— Start DATASET EXCERPT —

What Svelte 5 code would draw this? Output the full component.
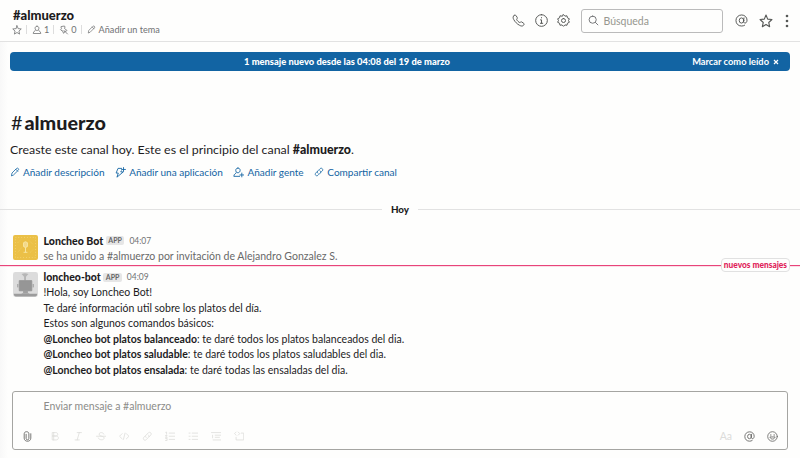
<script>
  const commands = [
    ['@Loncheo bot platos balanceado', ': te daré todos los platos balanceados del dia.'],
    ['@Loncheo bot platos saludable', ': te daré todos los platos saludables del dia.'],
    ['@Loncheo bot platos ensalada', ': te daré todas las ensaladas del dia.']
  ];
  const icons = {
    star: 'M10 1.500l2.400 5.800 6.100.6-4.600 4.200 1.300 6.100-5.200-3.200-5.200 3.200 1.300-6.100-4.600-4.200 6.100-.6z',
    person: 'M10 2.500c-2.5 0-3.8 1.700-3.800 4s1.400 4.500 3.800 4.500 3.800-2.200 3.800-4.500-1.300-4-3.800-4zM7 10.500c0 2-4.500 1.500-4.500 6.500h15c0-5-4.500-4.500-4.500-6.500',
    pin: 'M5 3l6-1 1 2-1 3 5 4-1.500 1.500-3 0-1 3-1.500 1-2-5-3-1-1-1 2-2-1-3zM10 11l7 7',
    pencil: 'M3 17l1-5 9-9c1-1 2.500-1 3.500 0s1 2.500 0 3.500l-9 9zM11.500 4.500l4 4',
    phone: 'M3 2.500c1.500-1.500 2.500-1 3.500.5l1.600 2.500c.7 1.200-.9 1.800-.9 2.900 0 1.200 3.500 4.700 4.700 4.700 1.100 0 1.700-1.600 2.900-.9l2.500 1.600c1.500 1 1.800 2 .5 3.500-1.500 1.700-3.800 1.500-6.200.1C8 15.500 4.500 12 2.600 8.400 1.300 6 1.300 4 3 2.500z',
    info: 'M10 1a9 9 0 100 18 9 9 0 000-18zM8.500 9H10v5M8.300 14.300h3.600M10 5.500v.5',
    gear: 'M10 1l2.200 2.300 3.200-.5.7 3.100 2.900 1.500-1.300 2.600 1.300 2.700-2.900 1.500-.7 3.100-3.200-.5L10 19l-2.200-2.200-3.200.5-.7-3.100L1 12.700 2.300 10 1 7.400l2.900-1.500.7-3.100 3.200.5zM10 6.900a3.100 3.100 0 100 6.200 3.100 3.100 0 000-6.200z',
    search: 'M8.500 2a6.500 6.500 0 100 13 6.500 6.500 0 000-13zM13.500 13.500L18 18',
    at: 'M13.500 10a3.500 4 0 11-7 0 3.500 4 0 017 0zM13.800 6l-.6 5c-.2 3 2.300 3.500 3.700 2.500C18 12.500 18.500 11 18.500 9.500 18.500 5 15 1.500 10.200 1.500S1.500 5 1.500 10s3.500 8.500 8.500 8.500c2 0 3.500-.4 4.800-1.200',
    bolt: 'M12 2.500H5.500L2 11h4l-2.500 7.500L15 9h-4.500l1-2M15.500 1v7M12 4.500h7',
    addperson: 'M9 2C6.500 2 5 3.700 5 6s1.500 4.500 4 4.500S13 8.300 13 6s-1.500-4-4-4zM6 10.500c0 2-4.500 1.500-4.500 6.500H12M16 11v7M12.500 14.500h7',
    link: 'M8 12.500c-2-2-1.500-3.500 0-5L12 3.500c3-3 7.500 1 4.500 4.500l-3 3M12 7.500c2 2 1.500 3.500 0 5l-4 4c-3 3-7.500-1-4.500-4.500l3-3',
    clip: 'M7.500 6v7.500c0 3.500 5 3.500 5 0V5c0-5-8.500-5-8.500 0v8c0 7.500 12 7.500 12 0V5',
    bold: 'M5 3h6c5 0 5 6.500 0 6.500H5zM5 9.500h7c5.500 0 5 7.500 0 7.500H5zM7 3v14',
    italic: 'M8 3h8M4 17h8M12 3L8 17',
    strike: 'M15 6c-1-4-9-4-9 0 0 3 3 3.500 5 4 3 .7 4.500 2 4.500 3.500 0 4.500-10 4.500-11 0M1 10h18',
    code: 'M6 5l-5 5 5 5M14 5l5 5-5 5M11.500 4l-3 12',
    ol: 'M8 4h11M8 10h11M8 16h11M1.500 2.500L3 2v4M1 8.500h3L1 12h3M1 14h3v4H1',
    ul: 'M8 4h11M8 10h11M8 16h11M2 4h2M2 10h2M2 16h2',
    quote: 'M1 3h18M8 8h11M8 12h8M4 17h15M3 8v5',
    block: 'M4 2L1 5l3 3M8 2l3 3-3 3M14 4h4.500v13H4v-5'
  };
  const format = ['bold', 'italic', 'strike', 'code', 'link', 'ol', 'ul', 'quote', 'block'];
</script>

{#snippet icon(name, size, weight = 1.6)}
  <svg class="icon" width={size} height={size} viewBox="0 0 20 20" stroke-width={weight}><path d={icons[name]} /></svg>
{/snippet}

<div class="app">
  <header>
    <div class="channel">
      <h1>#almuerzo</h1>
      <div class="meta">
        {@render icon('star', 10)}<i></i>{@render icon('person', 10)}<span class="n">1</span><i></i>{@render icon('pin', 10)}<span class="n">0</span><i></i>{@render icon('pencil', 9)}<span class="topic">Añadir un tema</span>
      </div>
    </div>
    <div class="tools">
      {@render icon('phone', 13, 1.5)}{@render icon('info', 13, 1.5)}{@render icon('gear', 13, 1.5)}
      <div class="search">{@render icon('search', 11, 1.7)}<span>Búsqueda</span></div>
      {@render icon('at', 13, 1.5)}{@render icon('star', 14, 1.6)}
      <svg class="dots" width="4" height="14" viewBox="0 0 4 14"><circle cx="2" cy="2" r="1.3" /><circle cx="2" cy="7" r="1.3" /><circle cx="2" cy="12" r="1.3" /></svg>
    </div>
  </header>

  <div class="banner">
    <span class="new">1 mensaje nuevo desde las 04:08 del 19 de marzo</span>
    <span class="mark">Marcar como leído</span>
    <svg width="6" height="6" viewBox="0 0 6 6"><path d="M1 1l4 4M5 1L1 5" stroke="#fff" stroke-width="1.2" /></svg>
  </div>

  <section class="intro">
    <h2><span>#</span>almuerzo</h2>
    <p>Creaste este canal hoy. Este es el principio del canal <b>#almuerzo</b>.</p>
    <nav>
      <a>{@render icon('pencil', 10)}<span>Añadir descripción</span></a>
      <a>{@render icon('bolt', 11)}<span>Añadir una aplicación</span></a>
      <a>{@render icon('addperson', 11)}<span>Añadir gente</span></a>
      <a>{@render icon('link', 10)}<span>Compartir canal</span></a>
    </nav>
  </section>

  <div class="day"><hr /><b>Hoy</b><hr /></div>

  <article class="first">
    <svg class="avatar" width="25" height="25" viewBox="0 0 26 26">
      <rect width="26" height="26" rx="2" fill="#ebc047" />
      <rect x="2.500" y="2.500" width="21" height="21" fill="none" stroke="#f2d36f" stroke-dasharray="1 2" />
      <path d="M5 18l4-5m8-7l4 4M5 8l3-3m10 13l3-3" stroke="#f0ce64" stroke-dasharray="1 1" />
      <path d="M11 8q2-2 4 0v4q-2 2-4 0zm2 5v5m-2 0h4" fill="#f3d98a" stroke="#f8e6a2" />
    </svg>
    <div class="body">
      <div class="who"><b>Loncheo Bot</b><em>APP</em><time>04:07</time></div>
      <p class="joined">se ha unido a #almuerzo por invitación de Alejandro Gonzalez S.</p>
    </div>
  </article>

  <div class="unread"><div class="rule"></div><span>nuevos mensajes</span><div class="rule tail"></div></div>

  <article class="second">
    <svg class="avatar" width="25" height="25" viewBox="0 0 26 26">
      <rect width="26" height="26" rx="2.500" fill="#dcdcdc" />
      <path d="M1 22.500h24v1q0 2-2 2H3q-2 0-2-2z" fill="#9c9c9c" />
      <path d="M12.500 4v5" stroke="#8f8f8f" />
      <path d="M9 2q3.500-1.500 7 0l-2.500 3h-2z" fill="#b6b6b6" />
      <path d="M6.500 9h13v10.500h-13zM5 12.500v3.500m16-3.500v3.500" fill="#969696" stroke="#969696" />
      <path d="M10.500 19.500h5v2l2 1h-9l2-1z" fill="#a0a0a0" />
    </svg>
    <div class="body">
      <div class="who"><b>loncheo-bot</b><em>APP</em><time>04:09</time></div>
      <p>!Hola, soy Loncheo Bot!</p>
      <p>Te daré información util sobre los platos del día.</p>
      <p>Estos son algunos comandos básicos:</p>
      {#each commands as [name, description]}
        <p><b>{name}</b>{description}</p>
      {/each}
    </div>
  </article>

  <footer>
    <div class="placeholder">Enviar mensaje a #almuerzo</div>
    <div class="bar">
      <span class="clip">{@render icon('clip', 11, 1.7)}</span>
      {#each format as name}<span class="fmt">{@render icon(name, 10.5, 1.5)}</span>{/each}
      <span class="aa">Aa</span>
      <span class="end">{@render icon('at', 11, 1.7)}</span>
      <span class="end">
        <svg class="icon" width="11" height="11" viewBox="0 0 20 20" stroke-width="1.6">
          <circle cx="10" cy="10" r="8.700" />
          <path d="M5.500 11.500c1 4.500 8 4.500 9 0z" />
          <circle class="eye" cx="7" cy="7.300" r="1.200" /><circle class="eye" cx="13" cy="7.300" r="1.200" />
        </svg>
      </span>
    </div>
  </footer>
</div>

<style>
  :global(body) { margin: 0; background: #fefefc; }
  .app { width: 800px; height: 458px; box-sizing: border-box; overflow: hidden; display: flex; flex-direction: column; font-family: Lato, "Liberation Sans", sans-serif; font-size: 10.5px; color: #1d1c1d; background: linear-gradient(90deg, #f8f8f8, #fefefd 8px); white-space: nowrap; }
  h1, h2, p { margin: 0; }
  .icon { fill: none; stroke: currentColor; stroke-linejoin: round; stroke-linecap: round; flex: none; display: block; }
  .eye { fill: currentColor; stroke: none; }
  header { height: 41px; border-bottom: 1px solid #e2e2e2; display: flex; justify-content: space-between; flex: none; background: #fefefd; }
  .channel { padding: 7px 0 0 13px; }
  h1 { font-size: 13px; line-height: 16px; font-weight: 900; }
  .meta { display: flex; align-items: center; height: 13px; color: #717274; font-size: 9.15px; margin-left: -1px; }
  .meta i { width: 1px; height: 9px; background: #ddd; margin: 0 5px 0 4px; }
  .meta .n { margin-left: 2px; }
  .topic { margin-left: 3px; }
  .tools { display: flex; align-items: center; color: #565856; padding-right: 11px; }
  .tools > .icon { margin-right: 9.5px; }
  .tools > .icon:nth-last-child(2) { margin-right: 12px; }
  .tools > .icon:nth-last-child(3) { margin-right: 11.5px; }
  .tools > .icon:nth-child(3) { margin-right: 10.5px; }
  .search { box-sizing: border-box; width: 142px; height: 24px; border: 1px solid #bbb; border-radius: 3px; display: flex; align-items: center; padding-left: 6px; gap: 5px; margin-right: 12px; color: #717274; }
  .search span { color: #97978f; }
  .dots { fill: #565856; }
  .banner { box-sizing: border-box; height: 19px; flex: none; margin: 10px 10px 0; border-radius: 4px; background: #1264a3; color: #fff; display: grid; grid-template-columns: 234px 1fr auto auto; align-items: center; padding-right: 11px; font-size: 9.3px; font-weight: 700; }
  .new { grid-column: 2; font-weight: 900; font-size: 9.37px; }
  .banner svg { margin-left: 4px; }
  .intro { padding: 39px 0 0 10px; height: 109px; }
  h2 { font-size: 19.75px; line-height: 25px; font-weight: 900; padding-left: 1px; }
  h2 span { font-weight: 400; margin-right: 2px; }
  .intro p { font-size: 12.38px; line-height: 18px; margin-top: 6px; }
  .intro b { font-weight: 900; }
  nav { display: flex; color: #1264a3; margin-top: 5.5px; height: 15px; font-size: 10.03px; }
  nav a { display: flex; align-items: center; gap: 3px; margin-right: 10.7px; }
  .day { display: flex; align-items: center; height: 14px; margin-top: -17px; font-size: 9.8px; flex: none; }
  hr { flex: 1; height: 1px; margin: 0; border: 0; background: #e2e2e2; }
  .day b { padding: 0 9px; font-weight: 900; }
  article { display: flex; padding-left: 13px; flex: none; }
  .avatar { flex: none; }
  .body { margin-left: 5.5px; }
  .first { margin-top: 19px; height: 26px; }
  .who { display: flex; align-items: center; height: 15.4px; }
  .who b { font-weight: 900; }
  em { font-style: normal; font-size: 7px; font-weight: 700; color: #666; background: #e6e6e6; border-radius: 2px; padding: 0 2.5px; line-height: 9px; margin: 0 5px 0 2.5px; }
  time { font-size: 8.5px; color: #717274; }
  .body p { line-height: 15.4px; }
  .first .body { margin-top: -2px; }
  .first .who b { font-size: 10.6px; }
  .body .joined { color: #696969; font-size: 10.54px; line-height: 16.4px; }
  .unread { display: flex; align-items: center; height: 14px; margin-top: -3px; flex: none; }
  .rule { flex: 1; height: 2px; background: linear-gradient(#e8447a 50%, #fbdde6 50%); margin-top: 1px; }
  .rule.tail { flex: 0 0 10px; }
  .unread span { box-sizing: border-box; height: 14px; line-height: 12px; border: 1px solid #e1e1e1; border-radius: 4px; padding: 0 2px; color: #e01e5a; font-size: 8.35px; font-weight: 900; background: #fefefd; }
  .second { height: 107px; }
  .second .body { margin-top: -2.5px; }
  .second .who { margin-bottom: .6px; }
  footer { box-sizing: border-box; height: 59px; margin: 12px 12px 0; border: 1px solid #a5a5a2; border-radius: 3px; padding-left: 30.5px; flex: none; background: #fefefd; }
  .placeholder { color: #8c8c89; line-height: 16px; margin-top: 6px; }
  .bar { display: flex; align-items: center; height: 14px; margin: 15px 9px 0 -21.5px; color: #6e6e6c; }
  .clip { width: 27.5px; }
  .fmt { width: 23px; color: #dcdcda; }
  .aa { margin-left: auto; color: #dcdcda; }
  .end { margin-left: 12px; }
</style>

— End DATASET EXCERPT —

• _INSTRUCTION_:
Copy every line in the listing above where the string "code" turns up.

• _FINAL ANSWER_:
What Svelte 5 code would draw this? Output the full component.
    code: 'M6 5l-5 5 5 5M14 5l5 5-5 5M11.500 4l-3 12',
  const format = ['bold', 'italic', 'strike', 'code', 'link', 'ol', 'ul', 'quote', 'block'];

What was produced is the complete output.